_Material shown_:
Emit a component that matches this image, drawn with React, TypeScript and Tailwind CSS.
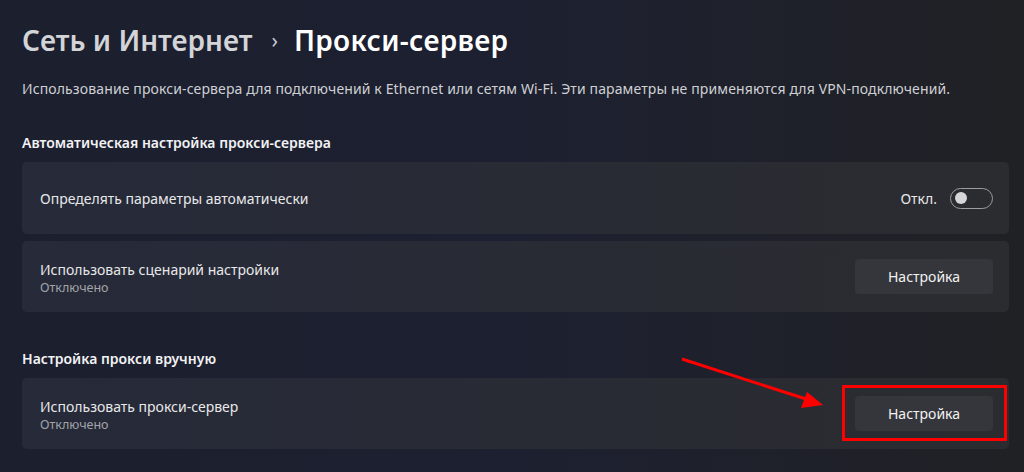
const font = { fontFamily: '"Noto Sans", "Open Sans", sans-serif' };

function SettingButton() {
  return (
    <button className="flex h-[35px] w-[138px] items-center justify-center rounded-[4px] bg-[#35363b] text-[14px] text-[#f2f2f2]">
      Настройка
    </button>
  );
}

function Row({ title, sub, children, className = "" }: { title: string; sub?: string; children: React.ReactNode; className?: string }) {
  return (
    <div className={`flex h-[71px] items-center justify-between rounded-[5px] bg-gradient-to-r from-[#262a39] to-[#2b2c30] pl-[18px] pr-[16px] ${className}`}>
      <div className={`flex flex-col ${sub ? "pt-[3px]" : "pt-[2px]"}`}>
        <span className="text-[14px] leading-[20px] text-[#e8e8ea]">{title}</span>
        {sub && <span className="text-[12.5px] leading-[16px] text-[#a3a4a9]">{sub}</span>}
      </div>
      {children}
    </div>
  );
}

export default function App() {
  return (
    <div
      className="relative h-[472px] w-[1024px] overflow-hidden bg-gradient-to-r from-[#1b1f2e] via-[#1d2030] to-[#202125] pl-[22px] pr-[15px] pt-[20px]"
      style={font}
    >
      <div className="flex h-[40px] items-center text-[28px] font-semibold leading-[40px]">
        <span className="text-[#d3d4d8]">Сеть и Интернет</span>
        <span className="ml-[19px] mr-[16px] text-[21px] font-normal text-[#c9cad0]">›</span>
        <span className="text-white tracking-[0.3px]">Прокси-сервер</span>
      </div>
      <p className="mt-[19px] text-[14px] leading-[20px] tracking-[0.12px] text-[#cfd0d4]">
        Использование прокси-сервера для подключений к Ethernet или сетям Wi-Fi. Эти параметры не применяются для VPN-подключений.
      </p>
      <h2 className="mt-[34px] text-[14px] font-semibold leading-[20px] text-[#f2f2f4]">
        Автоматическая настройка прокси-сервера
      </h2>
      <Row title="Определять параметры автоматически" className="mt-[9px] h-[72px]">
        <div className="flex items-center gap-[13px]">
          <span className="text-[14px] text-[#e8e8ea]">Откл.</span>
          <div className="flex h-[21px] w-[43px] items-center rounded-full border border-[#9c9da2] pl-[4px]">
            <div className="h-[12px] w-[12px] rounded-full bg-[#d6d6d8]" />
          </div>
        </div>
      </Row>
      <Row title="Использовать сценарий настройки" sub="Отключено" className="mt-[7px]">
        <SettingButton />
      </Row>
      <h2 className="mt-[37px] text-[14px] font-semibold leading-[20px] text-[#f2f2f4]">
        Настройка прокси вручную
      </h2>
      <Row title="Использовать прокси-сервер" sub="Отключено" className="mt-[9px]">
        <SettingButton />
      </Row>

      <div className="absolute left-[842px] top-[385px] h-[56px] w-[165px] border-[3px] border-[#ff0000]" />
      <svg className="absolute left-0 top-0" width="1024" height="472">
        <line x1="682" y1="359" x2="806" y2="399" stroke="#ff0000" strokeWidth="3" />
        <polygon points="823,405 801,408 807,392" fill="#ff0000" />
      </svg>
    </div>
  );
}
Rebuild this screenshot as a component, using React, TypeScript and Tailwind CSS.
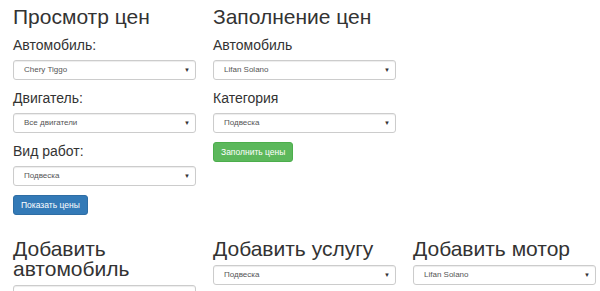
const font = { fontFamily: '"Liberation Sans", Arial, sans-serif' };

function Select({ value }: { value: string }) {
  return (
    <div className="flex h-[20px] w-full items-center justify-between rounded-[3px] border border-[#cccccc] bg-white pl-[10px] pr-[5px] text-[8px] text-[#555555] shadow-[inset_0_1px_1px_rgba(0,0,0,0.075)]">
      <span>{value}</span>
      {value && <span className="text-[6px] text-[#333]">▼</span>}
    </div>
  );
}

function Field({ label, value }: { label: string; value: string }) {
  return (
    <div className="mb-[9px]">
      <div className="mb-[5px] text-[14px] leading-[19px] text-[#333333]">{label}</div>
      <Select value={value} />
    </div>
  );
}

function Heading({ children }: { children: React.ReactNode }) {
  return <h2 className="text-[21px] leading-[20px] text-[#333333]">{children}</h2>;
}

export default function App() {
  return (
    <div className="h-[291px] w-[600px] overflow-hidden bg-white" style={font}>
      <div className="grid grid-cols-3 items-start pt-[7px]">
        <div className="pl-[13px] pr-[4px]">
          <Heading>Просмотр цен</Heading>
          <div className="mt-[9px]">
            <Field label="Автомобиль:" value="Chery Tiggo" />
            <Field label="Двигатель:" value="Все двигатели" />
            <Field label="Вид работ:" value="Подвеска" />
          </div>
          <button className="block h-[20px] rounded-[3px] border border-[#2e6da4] bg-[#337ab7] px-[7px] text-[8.5px] leading-none text-white">
            Показать цены
          </button>
        </div>
        <div className="pl-[13px] pr-[4px]">
          <Heading>Заполнение цен</Heading>
          <div className="mt-[9px]">
            <Field label="Автомобиль" value="Lifan Solano" />
            <Field label="Категория" value="Подвеска" />
          </div>
          <button className="block h-[20px] rounded-[3px] border border-[#4cae4c] bg-[#5cb85c] px-[7px] text-[8.5px] leading-none text-white">
            Заполнить цены
          </button>
        </div>
        <div />
      </div>
      <div className="mt-[24px] grid grid-cols-3 items-start">
        <div className="pl-[13px] pr-[4px]">
          <Heading>Добавить автомобиль</Heading>
          <div className="mt-[6px]">
            <Select value="" />
          </div>
        </div>
        <div className="pl-[13px] pr-[4px]">
          <Heading>Добавить услугу</Heading>
          <div className="mt-[6px]">
            <Select value="Подвеска" />
          </div>
        </div>
        <div className="pl-[13px] pr-[4px]">
          <Heading>Добавить мотор</Heading>
          <div className="mt-[6px]">
            <Select value="Lifan Solano" />
          </div>
        </div>
      </div>
    </div>
  );
}
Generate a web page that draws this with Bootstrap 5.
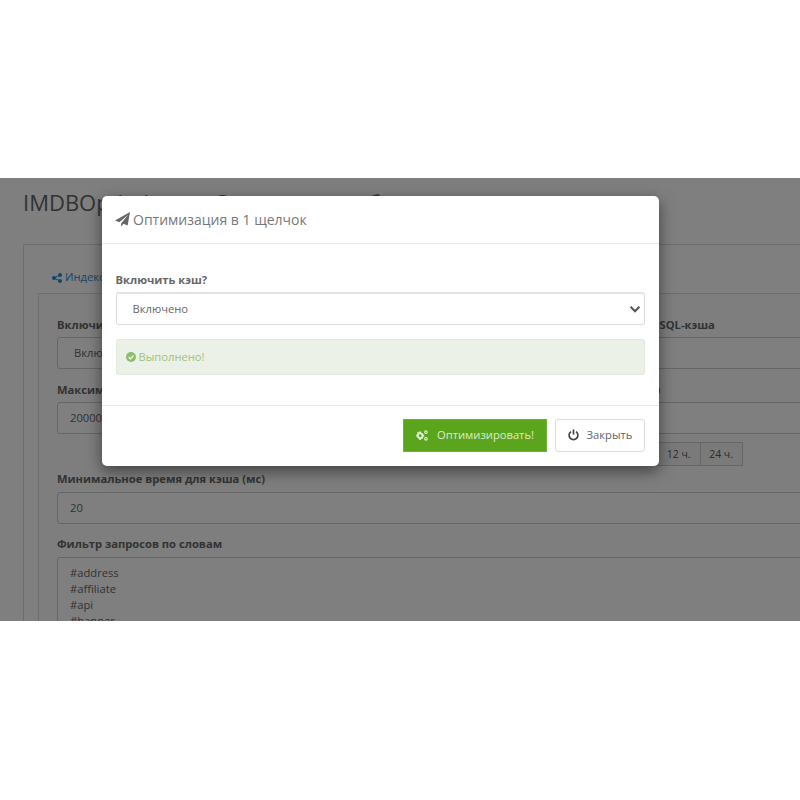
<!DOCTYPE html>
<html lang="ru">
<head>
<meta charset="utf-8">
<title>IMDBOptimizer</title>
<link href="https://cdn.jsdelivr.net/npm/bootstrap@5.3.0/dist/css/bootstrap.min.css" rel="stylesheet">
<style>
html,body{background:#fff;margin:0;padding:0;overflow:hidden}
body{font-family:"Open Sans","Noto Sans",sans-serif;font-size:11.2px;color:#666}
.shot{margin-top:178px;height:443px;position:relative;overflow:hidden;background:#fff}
.page-pad{padding:0 0 0 23px;width:900px}
.page-title{font-family:"Open Sans",sans-serif;font-size:22px;line-height:30px;margin:9px 0 27px;color:#666;font-weight:400;white-space:nowrap}
.outer-box{border:1px solid #ddd;padding:17px 0 0 14px}
.tab-link{display:block;height:31px;padding-left:14px;color:#1e91cf;font-size:11.2px;line-height:30px;margin-bottom:0}
.inner-box{border:1px solid #ddd;padding:23px 0 0 18px;background:#fcfcfc}
.two-col{display:grid;grid-template-columns:340px 1fr;column-gap:163px;width:850px}
.fld-label{font-weight:700;font-size:11.2px;color:#666;line-height:16px;margin-bottom:4px;display:block;white-space:nowrap}
.fld{display:block;width:100%;height:32px;border:1px solid #ccc;border-radius:3px;background:#fff;color:#666;font-size:11.2px;line-height:30px;padding:0 12px;margin-bottom:13px}
.fld-sel{padding-left:16px}
.full{width:850px}
.full .fld{margin-bottom:12px}
.full .fld-label{margin-bottom:5px}
.gap-btns{display:flex;justify-content:flex-end;height:24px;margin-top:-5px;margin-bottom:5px;padding-right:164px;width:850px}
.gap-btns span{border:1px solid #ccc;border-left:0;padding:0 9px 0 8.5px;font-size:10.5px;line-height:23px;color:#555;background:#f5f5f5}
.gap-btns span:first-child{border-left:1px solid #ccc}
.txt-fld{border:1px solid #ccc;border-radius:3px;background:#fff;padding:7px 12px;font-size:11.2px;line-height:16px;height:120px;color:#666}
.dim{position:absolute;inset:0;background:#000;opacity:.5}
.pop{position:absolute;left:102px;top:18px;width:557px;height:270px;background:#fff;border-radius:5px;box-shadow:0 5px 15px rgba(0,0,0,.5);display:flex;flex-direction:column}
.pop-head{height:48px;border-bottom:1px solid #e9e9e9;display:flex;align-items:center;padding:0 13px;gap:3px;font-size:14px;color:#777}
.pop-body{height:162px;border-bottom:1px solid #e9e9e9;padding:28px 14px 0 13.5px}
.pop-label{font-size:11.2px;font-weight:700;color:#666;line-height:16px;margin-bottom:4px}
.pop-sel{display:flex;align-items:center;justify-content:space-between;height:33px;border:1px solid #ddd;border-top:2px solid #e3e3e3;border-radius:3px;padding:0 2px 0 16px;color:#666;font-size:11.2px;margin-bottom:14px}
.ok-box{height:36px;background:#ebf1e6;border:1px solid #e0ead8;border-radius:3px;display:flex;align-items:center;gap:3px;padding:0 9px;color:#9cc47d;font-size:11.2px}
.pop-foot{flex:1;display:flex;justify-content:flex-end;align-items:center;gap:8px;padding:0 14px 2px}
.go-btn{height:33px;width:144px;background:#5aa51c;border:1px solid #6fb136;color:#dcebcd;font-size:11.2px;display:flex;align-items:center;justify-content:center;gap:9px;border-radius:0}
.close-btn{height:33px;width:90px;background:#fff;border:1px solid #ddd;border-radius:3px;color:#666;font-size:11.2px;display:flex;align-items:center;justify-content:center;gap:8px}
</style>
</head>
<body>
<div class="shot">
  <div class="page-pad">
    <h1 class="page-title">IMDBOptimizer — Оптимизация базы данных</h1>
    <div class="outer-box">
      <div class="tab-link">
        <svg width="10" height="10" viewBox="0 0 10 10" fill="#1e91cf"><circle cx="2" cy="5" r="2"/><circle cx="8" cy="2" r="2"/><circle cx="8" cy="8" r="2"/><path d="M2 5 8 2M2 5l6 3" stroke="#1e91cf"/></svg>
        Индексы
      </div>
      <div class="inner-box">
        <div class="two-col">
          <div><span class="fld-label">Включить кэш</span><div class="fld fld-sel">Включено</div></div>
          <div><span class="fld-label">Время жизни MySQL-кэша</span><div class="fld"></div></div>
          <div><span class="fld-label">Максимальный размер</span><div class="fld">200000</div></div>
          <div><span class="fld-label">Время кэша  (сек)</span><div class="fld"></div></div>
        </div>
        <div class="gap-btns"><span>12 ч.</span><span>24 ч.</span></div>
        <div class="full">
          <span class="fld-label">Минимальное время для кэша (мс)</span><div class="fld">20</div>
          <span class="fld-label">Фильтр запросов по словам</span>
          <div class="txt-fld">#address<br>#affiliate<br>#api<br>#banner</div>
        </div>
      </div>
    </div>
  </div>
  <div class="dim"></div>
  <div class="pop">
    <div class="pop-head">
      <svg width="15" height="15" viewBox="0 0 16 16" fill="#666"><path d="M16 0 13.5 14.5 9 12.6 6.5 15.8V12.3L14 3 4.7 11 0 9Z"/></svg>
      <span>Оптимизация в 1 щелчок</span>
    </div>
    <div class="pop-body">
      <div class="pop-label">Включить кэш?</div>
      <div class="pop-sel"><span>Включено</span>
        <svg width="14" height="14" viewBox="0 0 16 16" fill="none" stroke="#555" stroke-width="2.4"><path d="M3 5.5 8 10.5 13 5.5"/></svg>
      </div>
      <div class="ok-box">
        <svg width="10" height="10" viewBox="0 0 10 10"><circle cx="5" cy="5" r="5" fill="#8fbb6c"/><path d="M2.6 5.1 4.4 6.9 7.5 3.6" fill="none" stroke="#ebf1e6" stroke-width="1.4"/></svg>
        <span>Выполнено!</span>
      </div>
    </div>
    <div class="pop-foot">
      <div class="go-btn">
        <svg width="12" height="11" viewBox="0 0 13 12" fill="#e5f1da"><circle cx="4.5" cy="6.2" r="2.6" fill="none" stroke="#e5f1da" stroke-width="2"/><path d="M3.6 1.6h1.8v2H3.6zM3.6 8.8h1.8v2H3.6zM.1 5.3h2v1.8h-2zM6.9 5.3h2v1.8h-2zM1.2 2.2l1.3-.4.8 1.5-1.2.8zM6.5 9.8l-1-.9.9-1.1 1.2.8z"/><circle cx="10.8" cy="2.4" r="1.4" fill="none" stroke="#e5f1da" stroke-width="1.2"/><circle cx="10.8" cy="9.6" r="1.4" fill="none" stroke="#e5f1da" stroke-width="1.2"/></svg>
        <span>Оптимизировать!</span>
      </div>
      <div class="close-btn">
        <svg width="11" height="12" viewBox="0 0 11 12" fill="none" stroke="#444" stroke-width="1.7"><path d="M3 2.6a4.4 4.4 0 1 0 5 0"/><path d="M5.5 .5V5.6"/></svg>
        <span>Закрыть</span>
      </div>
    </div>
  </div>
</div>
<script src="https://cdn.jsdelivr.net/npm/bootstrap@5.3.0/dist/js/bootstrap.bundle.min.js"></script>
</body>
</html>
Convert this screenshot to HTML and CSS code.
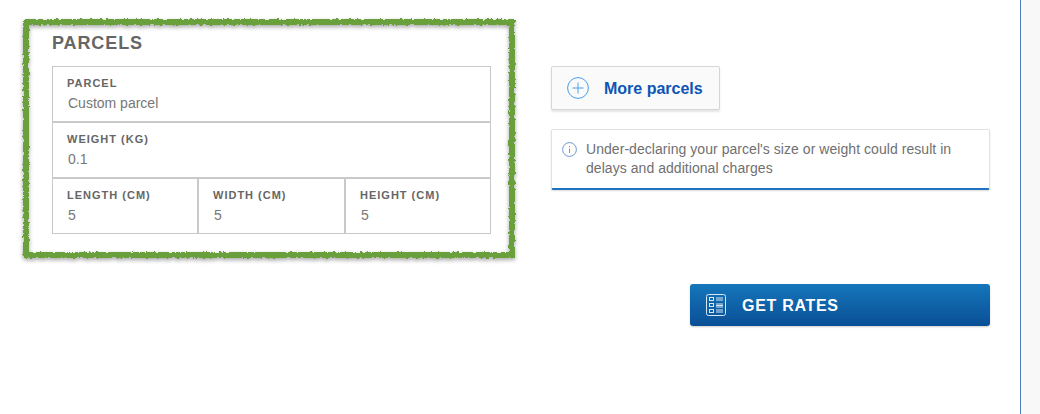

_What this task involves_:
Of the lines in the listing, how many hold the word "with"? Nothing but the number is needed.

_Response to the task_:
2